Yet a wave of renewed courage had come with the sun and the green fields. And conditions had improved for the Belgians in other ways. They were being paid, for one thing, with something like regularity. Food was better and more plentiful. One day Henri appeared at the top of the street and drove down triumphantly a small unclipped horse, which trundled behind it a vertical boiler on wheels with fire box and stovepipe.

"A portable kitchen!" he explained. "See, here for soup and here for coffee. And more are coming."

"Very soon, Henri, they will not need me," Sara Lee said wistfully.

But he protested almost violently. He even put the question to the horse, and blowing in his ear made him shake his head in the negative.

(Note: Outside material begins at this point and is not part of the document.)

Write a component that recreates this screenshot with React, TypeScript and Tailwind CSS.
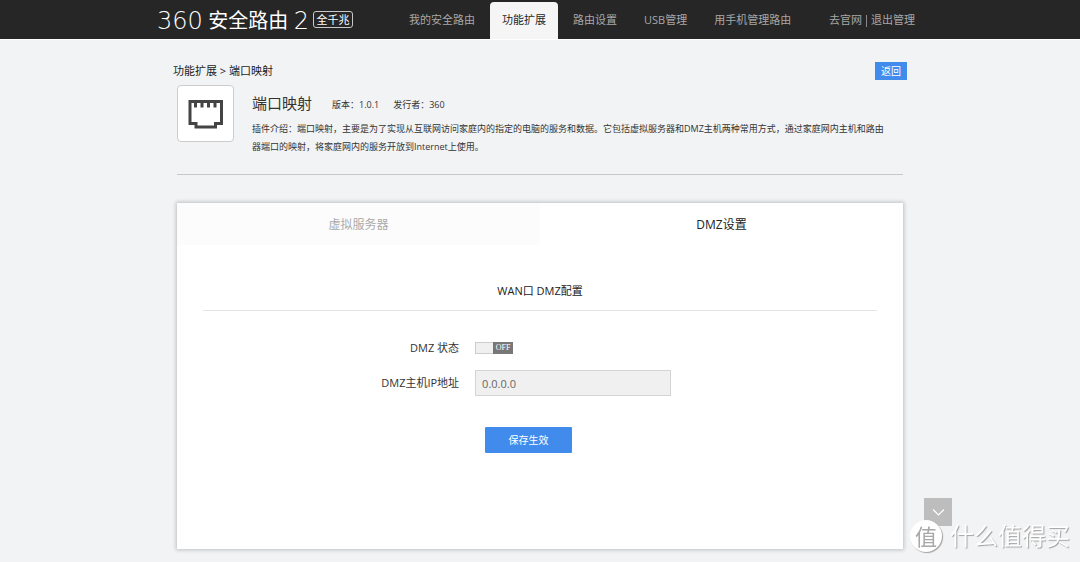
import { useState } from "react";

/* ── Icons ──────────────────────────────────────────────────── */
function PortIcon() {
  return (
    <svg
      className="h-[30px] w-[36px]"
      viewBox="0 0 36 30"
      fill="none"
      aria-hidden="true"
    >
      <path
        d="M2 2.500h31.500v22h-6v3.500h-19.500v-3.500h-6z"
        stroke="#444444"
        strokeWidth="3"
      />
      <path
        d="M7.500 3v5.500M14 3v5.500M20.500 3v5.500M27 3v5.500"
        stroke="#444444"
        strokeWidth="3"
      />
    </svg>
  );
}

function ChevronIcon() {
  return (
    <svg
      className="h-[7px] w-[13px]"
      viewBox="0 0 13 7"
      fill="none"
      stroke="#ffffff"
      strokeWidth="1.200"
      aria-hidden="true"
    >
      <path d="M1 0.500l5.500 5.500l5.500-5.500" />
    </svg>
  );
}

/* ── Navigation data ────────────────────────────────────────── */
const navItems = [
  { label: "我的安全路由", active: false },
  { label: "功能扩展", active: true },
  { label: "路由设置", active: false },
  { label: "USB管理", active: false },
  { label: "用手机管理路由", active: false },
];

function Header() {
  return (
    <header className="border-b border-white bg-[#262626] text-[11px] text-[#a8a8a8]">
      <div className="mx-auto flex h-[39px] max-w-[766px] items-stretch">
        <div className="flex items-center gap-1 text-white">
          <div className="flex w-[152px] items-center justify-between pt-0.5 text-[20px] leading-none">
            <span className="font-['DejaVu_Sans'] text-2xl font-extralight leading-none">
              360
            </span>
            <span>安全路由</span>
            <span className="font-['DejaVu_Sans'] text-2xl font-extralight leading-none">
              2
            </span>
          </div>
          <span className="flex h-[17px] w-10 items-center justify-center rounded-[3px] border border-[#c8c8c8] text-[11px] leading-none">
            全千兆
          </span>
        </div>

        <nav className="ml-11 flex gap-[3px] pt-0.5" aria-label="主导航">
          {navItems.map((item) => (
            <a
              key={item.label}
              href="#"
              aria-current={item.active ? "page" : undefined}
              className={
                item.active
                  ? "flex items-center rounded-t bg-[#f5f5f6] px-3 text-[#262626]"
                  : "flex items-center px-3"
              }
            >
              {item.label}
            </a>
          ))}
        </nav>

        <div className="ml-auto flex items-center gap-1 pr-2 pt-0.5">
          <a href="#">去官网</a>
          <span className="h-3 w-px bg-[#888888]" />
          <a href="#">退出管理</a>
        </div>
      </div>
    </header>
  );
}

/* ── Plugin intro ───────────────────────────────────────────── */
function PluginIntro() {
  return (
    <section aria-labelledby="plugin-heading">
      <div className="-mx-1 flex h-[18px] items-center justify-between text-[11px] text-[#1c1c1c]">
        <p>功能扩展 &gt; 端口映射</p>
        <button
          type="button"
          className="h-[18px] w-8 bg-[#418bed] text-[10px] leading-none text-white"
        >
          返回
        </button>
      </div>

      <div className="mt-[5px] flex gap-[18px] border-b border-[#c6c7c9] pb-[18px]">
        <div className="flex h-[57px] w-[57px] shrink-0 items-center justify-center rounded border border-[#cccccc] bg-white">
          <PortIcon />
        </div>
        <div className="min-w-0 pr-4 pt-2 text-[9px] text-[#333333]">
          <div className="flex items-center">
            <h1 id="plugin-heading" className="text-[15px] leading-5">
              端口映射
            </h1>
            <span className="ml-5 pt-1">版本：1.0.1</span>
            <span className="ml-3.5 pt-1">发行者：360</span>
          </div>
          <p className="mt-[7px] leading-[18px]">
            插件介绍：端口映射，主要是为了实现从互联网访问家庭内的指定的电脑的服务和数据。它包括虚拟服务器和DMZ主机两种常用方式，通过家庭网内主机和路由器端口的映射，将家庭网内的服务开放到Internet上使用。
          </p>
        </div>
      </div>
    </section>
  );
}

/* ── DMZ settings card ──────────────────────────────────────── */
function DmzCard() {
  const [enabled, setEnabled] = useState(false);

  return (
    <section className="mt-7 min-h-[346px] bg-white shadow-[0_0_4px_1px_rgba(0,0,0,0.22)]">
      <div className="flex h-[42px] text-xs" role="tablist">
        <button
          type="button"
          role="tab"
          aria-selected="false"
          className="flex-1 bg-[#fcfcfc] pt-0.5 text-[#aaaaaa]"
        >
          虚拟服务器
        </button>
        <button
          type="button"
          role="tab"
          aria-selected="true"
          className="flex-1 pt-0.5 text-[#222222]"
        >
          DMZ设置
        </button>
      </div>

      <form
        className="px-[26px] pt-9 text-[11px] text-[#333333]"
        onSubmit={(e) => e.preventDefault()}
      >
        <h2 className="border-b border-[#e4e4e4] pb-[9px] text-center leading-5 text-[#222222]">
          WAN口 DMZ配置
        </h2>

        <div className="grid grid-cols-[38%_1fr] items-center gap-x-4 gap-y-[9px] pt-6">
          <label htmlFor="dmz-state" className="text-right leading-[26px]">
            DMZ 状态
          </label>
          <label className="relative flex h-3 w-[38px] cursor-pointer border border-[#cccccc] bg-[#f0f0f0]">
            <input
              id="dmz-state"
              type="checkbox"
              className="sr-only"
              checked={enabled}
              onChange={(e) => setEnabled(e.target.checked)}
            />
            <span
              className={
                enabled
                  ? "-my-px -ml-px h-3 w-5 bg-[#418bed] text-center font-['Liberation_Serif'] text-[8px] leading-3 text-white"
                  : "-my-px -mr-px ml-auto h-3 w-5 bg-[#777777] text-center font-['Liberation_Serif'] text-[8px] leading-3 text-white"
              }
            >
              {enabled ? "ON" : "OFF"}
            </span>
          </label>

          <label htmlFor="dmz-ip" className="text-right">
            DMZ主机IP地址
          </label>
          <input
            id="dmz-ip"
            type="text"
            defaultValue="0.0.0.0"
            readOnly={!enabled}
            className="h-[26px] w-[196px] border border-[#d4d4d4] bg-[#f0f0f0] px-1.5 text-[#666666]"
          />

          <button
            type="submit"
            className="col-start-2 ml-2.5 mt-[22px] h-[26px] w-[87px] rounded-[1px] bg-[#418bed] text-[10px] text-white"
          >
            保存生效
          </button>
        </div>
      </form>
    </section>
  );
}

/* ── Page ───────────────────────────────────────────────────── */
export default function App() {
  return (
    <div className="min-h-screen bg-[#f2f3f5] font-['Open_Sans','Noto_Sans_CJK_SC',sans-serif]">
      <Header />

      <main className="mx-auto max-w-[726px] pb-3 pt-[22px]">
        <PluginIntro />
        <DmzCard />
      </main>

      <button
        type="button"
        aria-label="向下滚动"
        className="fixed bottom-9 right-32 flex h-7 w-7 items-center justify-center bg-[#bdbdbd]"
      >
        <ChevronIcon />
      </button>

      <div className="fixed bottom-2.5 right-2.5 flex items-center gap-2 text-2xl leading-8 text-white [text-shadow:1px_1px_1px_#a0a0a0]">
        <span className="flex h-8 w-8 items-center justify-center rounded-full bg-white text-[22px] text-[#a8a8a8] shadow-[1px_1px_1px_#a0a0a0] [text-shadow:none]">
          值
        </span>
        <span>什么值得买</span>
      </div>
    </div>
  );
}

She was needed, indeed. To the great base hospital at La Panne went more and more wounded men. But to the little house of mercy came the small odds and ends in increasing numbers. Medical men were scarce, and badly overworked. There was talk, for a time, of sending a surgeon to the little house, but it came to nothing. La Panne was not far away, and all the surgeons they could get there were not too many.

So the little house went on much as before. Henri had moved to the mill. He was at work again, and one day, in the King's villa and quietly, because of many reasons, Henri, a very white and erect Henri, received a second medal, the highest for courage that could be given.

He did not tell Sara Lee.

But though he and the men who served under him worked hard, they could not always perform miracles. The German planes still outnumbered the Allied ones. They had grown more daring with the spring, too, and whatever Henri might learn of ground operations, he could not foretell those of the air.

On a moonlight night in early May, Sara Lee, setting out her dressings, heard a man running up the street. René challenged him sharply, only to step aside. It was Henri. He burst in on Sara Lee.

"To the cellar, mademoiselle!" he said.